Ofislerde yeni dönem: teknoloji, konfor ve sürdürülebilirlik
Pandemi sonrası dönemde hibrit ve uzaktan çalışma modellerinden tam zamanlı ofise dönüş eğilimi hız kazanırken, şirketler bu süreci en iyi şekilde yönetmeye çalışıyor. Bu kapsamda “ev konforunu” ofis ortamına taşıyan tasarımlara yöneliyor. Lounge alanları, sessiz çalışma köşeleri, wellness odaları, biyofilik tasarım unsurları ve akustik çözümler, projelerin standart bileşenleri haline geliyor.
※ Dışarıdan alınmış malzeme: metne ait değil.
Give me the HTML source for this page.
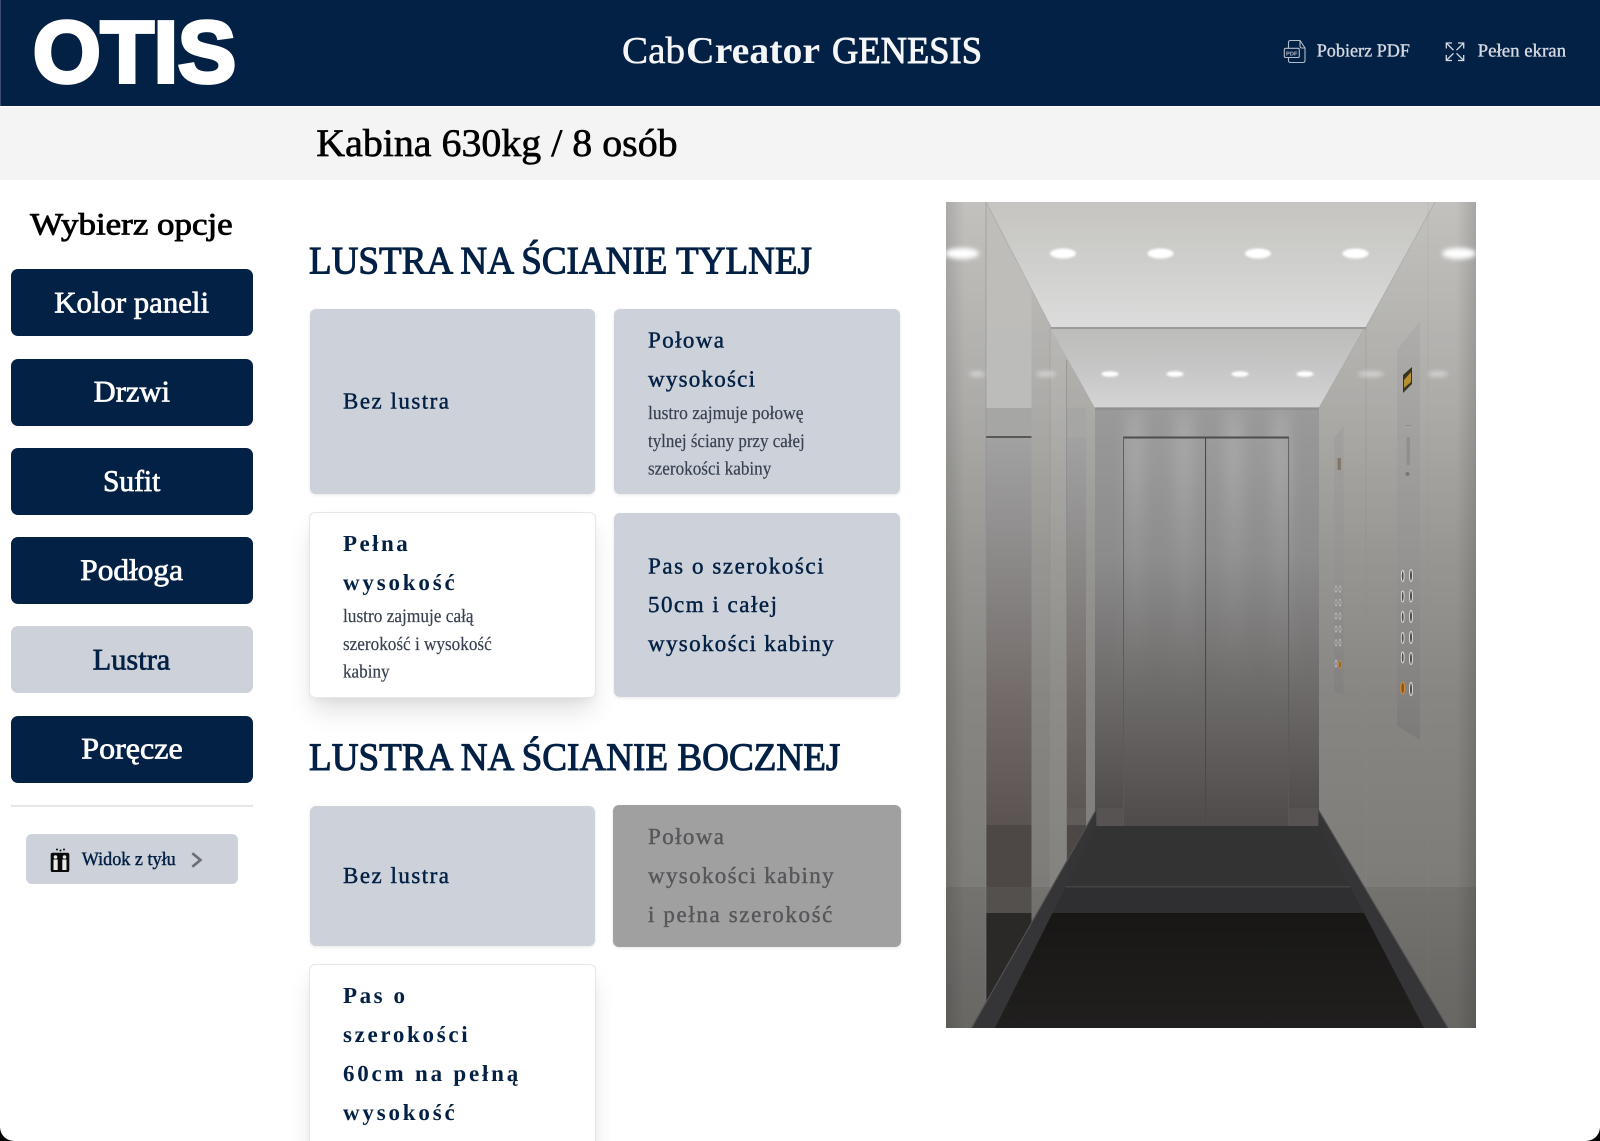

Avrupa Birliği’nin Yeşil Mutabakat süreci ve ESG raporlamaları kapsamında faaliyet gösteren çok uluslu şirketler, Türkiye’deki ofis projelerinde de çevre dostu uygulamaları hayata geçirmeye başladı. Enerji verimli sistemler, yeşil bina sertifikaları (LEED, BREEAM), atık yönetimi, doğa dostu malzemeler ve dijital bina yönetimi teknolojileri, yalnızca çevresel değil aynı zamanda finansal sürdürülebilirlik açısından da ofis projelerinin temel kriterleri haline geldi.